Und ich würde unter der Rubrik „Zaudern und Zögern“ gerne noch etwas hinzufügen: Wenn, wofür in meinen Augen einiges spricht, Erfurt auch in der weiteren wissenschaftlichen Erforschung mit einem neuen Partner Beispielsbistum bleibt, soll bitte (!!) keiner und keine meinen, es ginge dann „bloß“ um die „alten Personalakten“! Nein, das wird erneut die öffentliche Aufmerksamkeit auf den Gesamtkomplex lenken. Mit der gleichen Unausweichlichkeit wie dieses Mal wird, gerade wenn diese Arbeit gut läuft, ein Interesse daran bestehen „doch mal zu schauen, ob wirklich alles so in Butter ist“, denn dieses Interesse erweckt Kirche immer. Immer! Das heißt, es wird z.B. geschaut werden, ob denn aktuell alles so ist, wie es sein sollte, ob alle Vorkehrungen getroffen und alle Vorschriften erlassen wurden und befolgt werden. Hoffentlich findet dann niemand Beispiele des „Zauderns und Zögerns“.

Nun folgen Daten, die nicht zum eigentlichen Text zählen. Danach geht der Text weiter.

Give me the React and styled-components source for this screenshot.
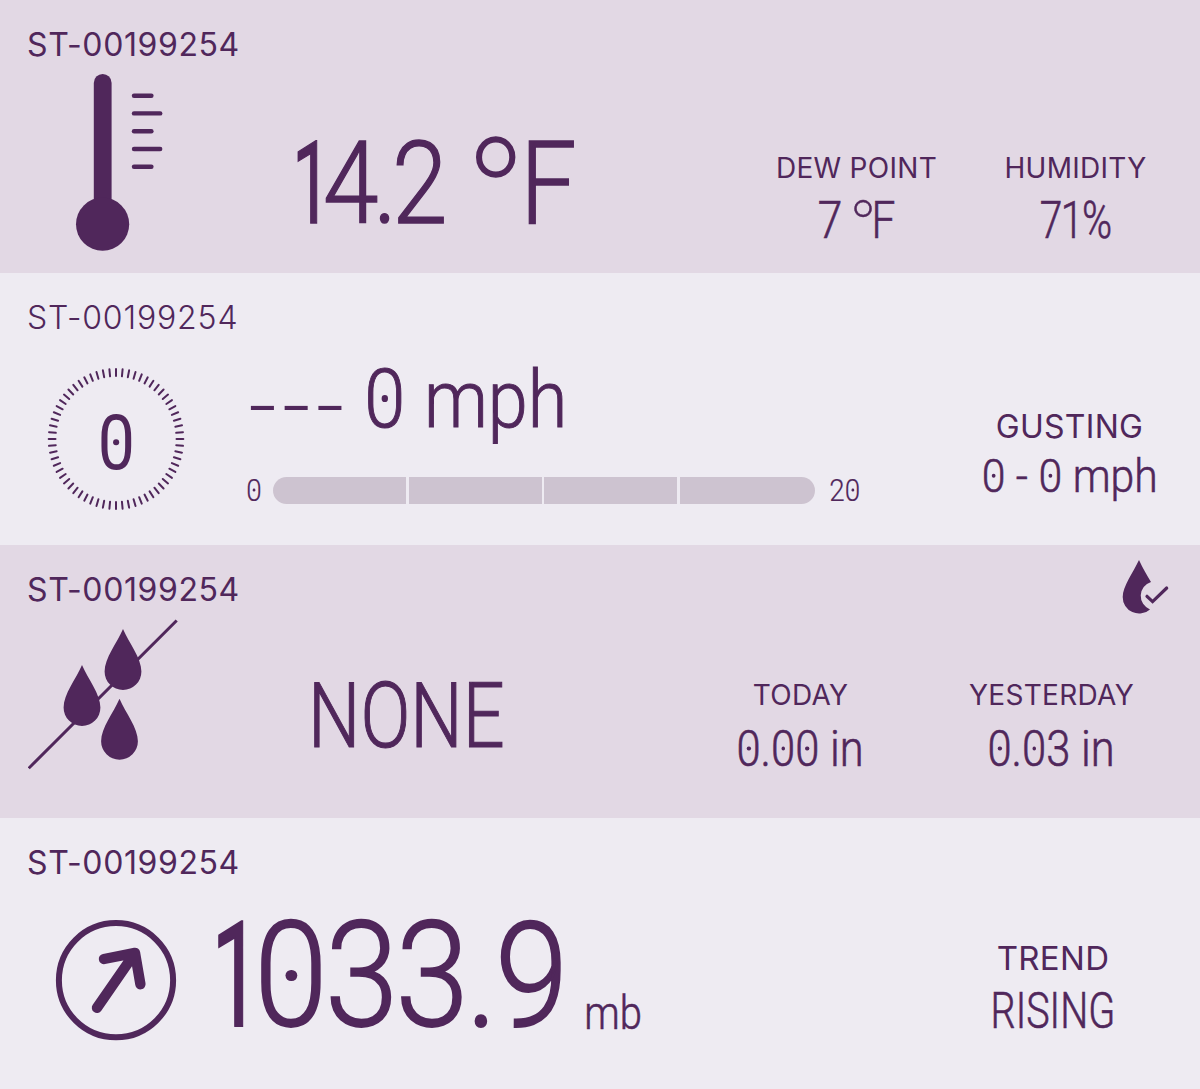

Hl. Gregor von Nyssa, bitte für uns!

Gregor v. Nyssa (Bild: Wikipedia, gemeinfrei)

Ein Kommentar

  1. Frischer Wind schrieb:

    Ausgezeichnete „Presseschau“! Vielen Dank!
    Und über die letzten beiden Sätze sollte jeder Bistumsverantwortliche lange meditieren und gegebenenfalls Konsequenzen ziehen. Das wäre dann wahrlich ein Segen für die Kirche.